=== PROBLEM DESCRIPTION ===
Print the full listing exactly.

[Start of SUPPLIED INFORMATION]

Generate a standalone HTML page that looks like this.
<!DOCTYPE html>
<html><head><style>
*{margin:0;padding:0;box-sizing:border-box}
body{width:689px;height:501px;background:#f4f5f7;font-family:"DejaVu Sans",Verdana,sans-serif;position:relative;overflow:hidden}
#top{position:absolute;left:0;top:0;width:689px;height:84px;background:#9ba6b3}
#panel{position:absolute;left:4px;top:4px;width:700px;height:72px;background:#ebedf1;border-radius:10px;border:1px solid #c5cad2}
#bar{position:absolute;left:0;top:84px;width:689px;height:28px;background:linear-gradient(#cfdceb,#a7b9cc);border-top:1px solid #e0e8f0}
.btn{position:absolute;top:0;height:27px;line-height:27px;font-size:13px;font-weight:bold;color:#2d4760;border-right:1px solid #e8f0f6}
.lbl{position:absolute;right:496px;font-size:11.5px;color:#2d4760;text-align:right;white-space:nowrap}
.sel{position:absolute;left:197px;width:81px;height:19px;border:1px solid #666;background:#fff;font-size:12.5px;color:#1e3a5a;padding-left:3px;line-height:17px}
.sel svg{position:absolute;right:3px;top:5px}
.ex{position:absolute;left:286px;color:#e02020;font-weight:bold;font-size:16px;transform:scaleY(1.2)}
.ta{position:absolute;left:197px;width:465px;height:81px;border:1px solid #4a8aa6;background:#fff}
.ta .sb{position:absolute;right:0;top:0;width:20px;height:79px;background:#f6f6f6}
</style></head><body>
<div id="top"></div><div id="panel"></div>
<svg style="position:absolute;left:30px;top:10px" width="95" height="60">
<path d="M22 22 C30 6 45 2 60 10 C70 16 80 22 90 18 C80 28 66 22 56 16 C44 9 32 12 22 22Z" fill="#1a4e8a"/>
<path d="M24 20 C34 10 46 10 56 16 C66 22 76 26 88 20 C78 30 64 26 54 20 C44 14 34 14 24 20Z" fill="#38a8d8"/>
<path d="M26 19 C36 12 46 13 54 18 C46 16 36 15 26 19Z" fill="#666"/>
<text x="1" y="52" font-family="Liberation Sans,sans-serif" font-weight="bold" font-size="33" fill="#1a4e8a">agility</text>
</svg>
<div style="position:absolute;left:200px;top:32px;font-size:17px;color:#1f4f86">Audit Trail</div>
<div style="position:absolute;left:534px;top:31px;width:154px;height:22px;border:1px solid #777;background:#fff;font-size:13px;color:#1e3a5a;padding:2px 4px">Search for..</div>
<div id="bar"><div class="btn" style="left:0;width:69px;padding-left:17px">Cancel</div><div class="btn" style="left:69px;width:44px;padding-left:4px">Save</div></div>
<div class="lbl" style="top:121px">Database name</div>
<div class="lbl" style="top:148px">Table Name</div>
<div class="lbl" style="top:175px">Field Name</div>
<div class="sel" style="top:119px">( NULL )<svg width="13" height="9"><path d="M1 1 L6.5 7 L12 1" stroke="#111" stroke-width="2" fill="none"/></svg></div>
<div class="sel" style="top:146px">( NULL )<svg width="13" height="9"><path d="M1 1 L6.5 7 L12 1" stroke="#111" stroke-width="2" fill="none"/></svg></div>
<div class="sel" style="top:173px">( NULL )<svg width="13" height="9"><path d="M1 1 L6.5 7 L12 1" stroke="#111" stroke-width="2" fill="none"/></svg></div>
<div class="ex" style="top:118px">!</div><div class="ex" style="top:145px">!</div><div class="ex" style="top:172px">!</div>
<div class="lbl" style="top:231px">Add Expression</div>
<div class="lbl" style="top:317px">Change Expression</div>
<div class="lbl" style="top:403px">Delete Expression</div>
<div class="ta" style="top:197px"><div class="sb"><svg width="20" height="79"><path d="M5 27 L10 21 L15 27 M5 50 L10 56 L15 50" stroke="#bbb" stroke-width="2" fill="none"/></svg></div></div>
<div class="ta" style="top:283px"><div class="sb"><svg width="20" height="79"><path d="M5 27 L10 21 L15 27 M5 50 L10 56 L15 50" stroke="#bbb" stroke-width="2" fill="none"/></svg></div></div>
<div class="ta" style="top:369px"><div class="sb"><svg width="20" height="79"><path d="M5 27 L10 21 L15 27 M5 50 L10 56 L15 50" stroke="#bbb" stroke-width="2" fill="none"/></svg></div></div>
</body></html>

[End of SUPPLIED INFORMATION]

=== ANSWER IN FULL ===
Generate a standalone HTML page that looks like this.
<!DOCTYPE html>
<html><head><style>
*{margin:0;padding:0;box-sizing:border-box}
body{width:689px;height:501px;background:#f4f5f7;font-family:"DejaVu Sans",Verdana,sans-serif;position:relative;overflow:hidden}
#top{position:absolute;left:0;top:0;width:689px;height:84px;background:#9ba6b3}
#panel{position:absolute;left:4px;top:4px;width:700px;height:72px;background:#ebedf1;border-radius:10px;border:1px solid #c5cad2}
#bar{position:absolute;left:0;top:84px;width:689px;height:28px;background:linear-gradient(#cfdceb,#a7b9cc);border-top:1px solid #e0e8f0}
.btn{position:absolute;top:0;height:27px;line-height:27px;font-size:13px;font-weight:bold;color:#2d4760;border-right:1px solid #e8f0f6}
.lbl{position:absolute;right:496px;font-size:11.5px;color:#2d4760;text-align:right;white-space:nowrap}
.sel{position:absolute;left:197px;width:81px;height:19px;border:1px solid #666;background:#fff;font-size:12.5px;color:#1e3a5a;padding-left:3px;line-height:17px}
.sel svg{position:absolute;right:3px;top:5px}
.ex{position:absolute;left:286px;color:#e02020;font-weight:bold;font-size:16px;transform:scaleY(1.2)}
.ta{position:absolute;left:197px;width:465px;height:81px;border:1px solid #4a8aa6;background:#fff}
.ta .sb{position:absolute;right:0;top:0;width:20px;height:79px;background:#f6f6f6}
</style></head><body>
<div id="top"></div><div id="panel"></div>
<svg style="position:absolute;left:30px;top:10px" width="95" height="60">
<path d="M22 22 C30 6 45 2 60 10 C70 16 80 22 90 18 C80 28 66 22 56 16 C44 9 32 12 22 22Z" fill="#1a4e8a"/>
<path d="M24 20 C34 10 46 10 56 16 C66 22 76 26 88 20 C78 30 64 26 54 20 C44 14 34 14 24 20Z" fill="#38a8d8"/>
<path d="M26 19 C36 12 46 13 54 18 C46 16 36 15 26 19Z" fill="#666"/>
<text x="1" y="52" font-family="Liberation Sans,sans-serif" font-weight="bold" font-size="33" fill="#1a4e8a">agility</text>
</svg>
<div style="position:absolute;left:200px;top:32px;font-size:17px;color:#1f4f86">Audit Trail</div>
<div style="position:absolute;left:534px;top:31px;width:154px;height:22px;border:1px solid #777;background:#fff;font-size:13px;color:#1e3a5a;padding:2px 4px">Search for..</div>
<div id="bar"><div class="btn" style="left:0;width:69px;padding-left:17px">Cancel</div><div class="btn" style="left:69px;width:44px;padding-left:4px">Save</div></div>
<div class="lbl" style="top:121px">Database name</div>
<div class="lbl" style="top:148px">Table Name</div>
<div class="lbl" style="top:175px">Field Name</div>
<div class="sel" style="top:119px">( NULL )<svg width="13" height="9"><path d="M1 1 L6.5 7 L12 1" stroke="#111" stroke-width="2" fill="none"/></svg></div>
<div class="sel" style="top:146px">( NULL )<svg width="13" height="9"><path d="M1 1 L6.5 7 L12 1" stroke="#111" stroke-width="2" fill="none"/></svg></div>
<div class="sel" style="top:173px">( NULL )<svg width="13" height="9"><path d="M1 1 L6.5 7 L12 1" stroke="#111" stroke-width="2" fill="none"/></svg></div>
<div class="ex" style="top:118px">!</div><div class="ex" style="top:145px">!</div><div class="ex" style="top:172px">!</div>
<div class="lbl" style="top:231px">Add Expression</div>
<div class="lbl" style="top:317px">Change Expression</div>
<div class="lbl" style="top:403px">Delete Expression</div>
<div class="ta" style="top:197px"><div class="sb"><svg width="20" height="79"><path d="M5 27 L10 21 L15 27 M5 50 L10 56 L15 50" stroke="#bbb" stroke-width="2" fill="none"/></svg></div></div>
<div class="ta" style="top:283px"><div class="sb"><svg width="20" height="79"><path d="M5 27 L10 21 L15 27 M5 50 L10 56 L15 50" stroke="#bbb" stroke-width="2" fill="none"/></svg></div></div>
<div class="ta" style="top:369px"><div class="sb"><svg width="20" height="79"><path d="M5 27 L10 21 L15 27 M5 50 L10 56 L15 50" stroke="#bbb" stroke-width="2" fill="none"/></svg></div></div>
</body></html>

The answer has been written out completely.